After 30 years teaching, she retired with Denver Public Schools.

“She’s the last one of her generation,” Romero said.

Board Vice President Auon’tai M. Anderson said Monday that the Keyes’ contributions “changed the landscape” for the state and the nation.

“I just believe that this is a sad day for Denver Public Schools,” Anderson said. “We’ve lost a giant in our community.”

Keyes is not as well-known as Brown v. Board of Education of Topeka, the landmark civil rights case delivered 19 years earlier by the U.S. Supreme Court, which found state-sanctioned segregation in Kansas public schools violated the 14th Amendment.

But the Keyes case was history-making in its own right — as a “tri-ethnic case” — because it marked the first time Hispanics students were given the same rights Brown v. Board of Education extended to Black students in 1954.

The decision was also significant because it was the first desegregation ruling outside the South, post-Brown.

In the Keyes case, the court held that when a school system is segregated a “prima facie case of unlawful [systematic] segregative design” becomes apparent.

“What they (the Keyes) did was epic,” said Craig Peña, who along with his sister, Theresa Peña, was among the plaintiffs in the original Keyes case.

“For 25 years, DPS was desegregated. And it wasn’t just Denver Public Schools.”

Peña added: “In many people’s eyes it was the landmark case because it refined Brown. It brought in ethnicity, not just race. It changes the course of Denver, in my mind.”

The issue of “de facto segregation” came to the forefront again this year when a study by the Latino Education Coalition and at the University of Colorado Boulder in July found Denver Public Schools had resegregated by ethnicity shortly after mandated busing ended in 1995.

Peña co-authored the report.

De facto segregation is a term used during the 1960s integration effort to describe conditions in which legislation did not overtly separate students by race, but where segregation nevertheless continued.

Having prevailed in court, one of the lead attorneys for the group of Denver Public Schools’ families who brought the lawsuit, argued the Keyes decision provided a “detailed precedent and blueprint” for dealing with segregation.

“Taken as a whole, Keyes provides the constitutional basis for cases beyond Brown, whose facts, based on legally mandated separation and inherent inequality, are no longer relevant throughout most of the nation,” Robert T. Connery, wrote for the Denver Law Review in 2013.

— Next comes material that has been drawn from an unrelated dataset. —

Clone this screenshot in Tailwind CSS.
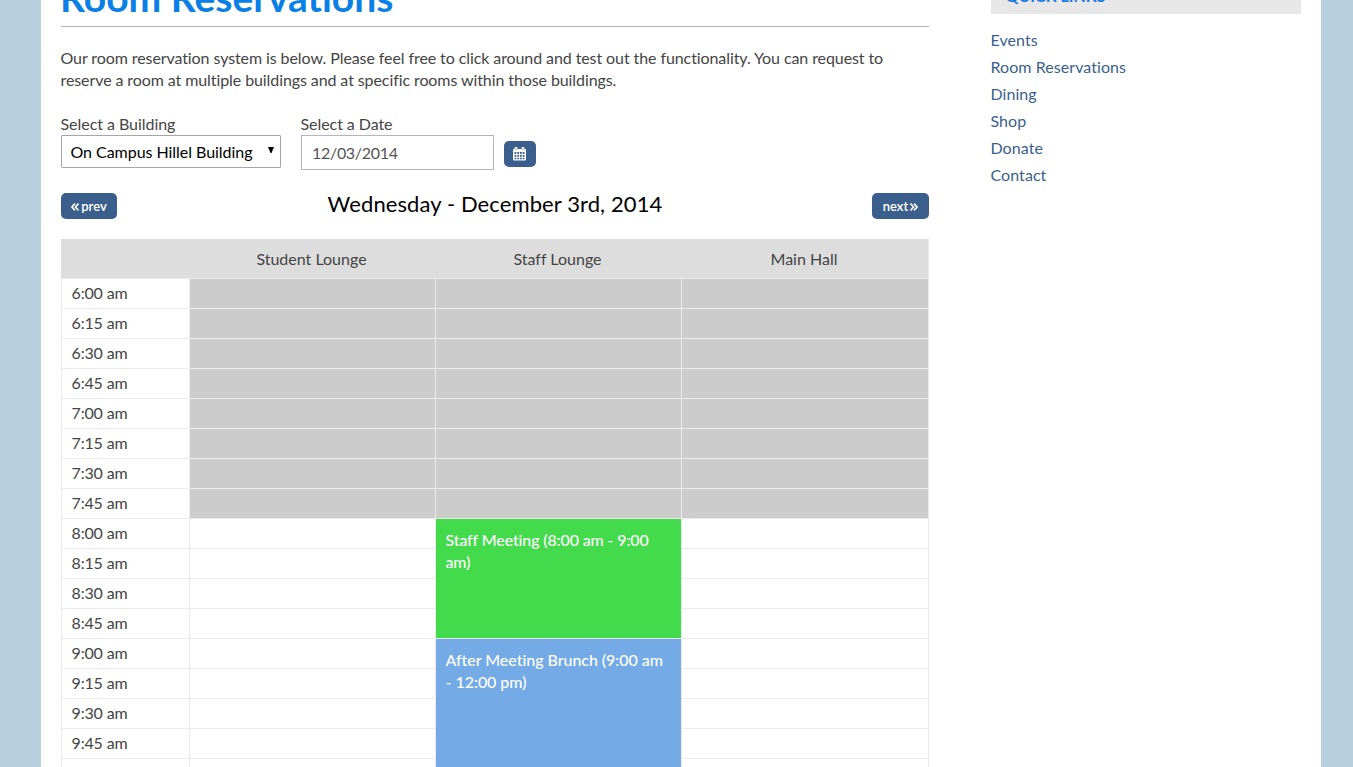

“The legacy of the Supreme Court’s 1973 decision in Keyes continues to be written by courts and scholars that are addressing not only separation and isolation of minorities but also the many forms that deprivation of equal educational opportunity may take under the Constitution’s promise of equal protection in this broad and diverse country of ours.”

Neither Denver Public Schools Superintendent Alex Marrero, nor Board President Xóchitl Gaytán responded to The Denver Gazette seeking comment.

A celebration of Keyes’ life will be held at 1 p.m. Oct. 19 at Shorter AME Church, according to Taylor Funeral and Cremation Services. Keyes is expected to be laid to rest at the Fort Logan National Cemetery in Denver.

“The work is not finished,” Jones said. “We have not yet arrived. But we will. Mrs. Keyes reminded us with her life that we who believe in freedom cannot rest until it comes.”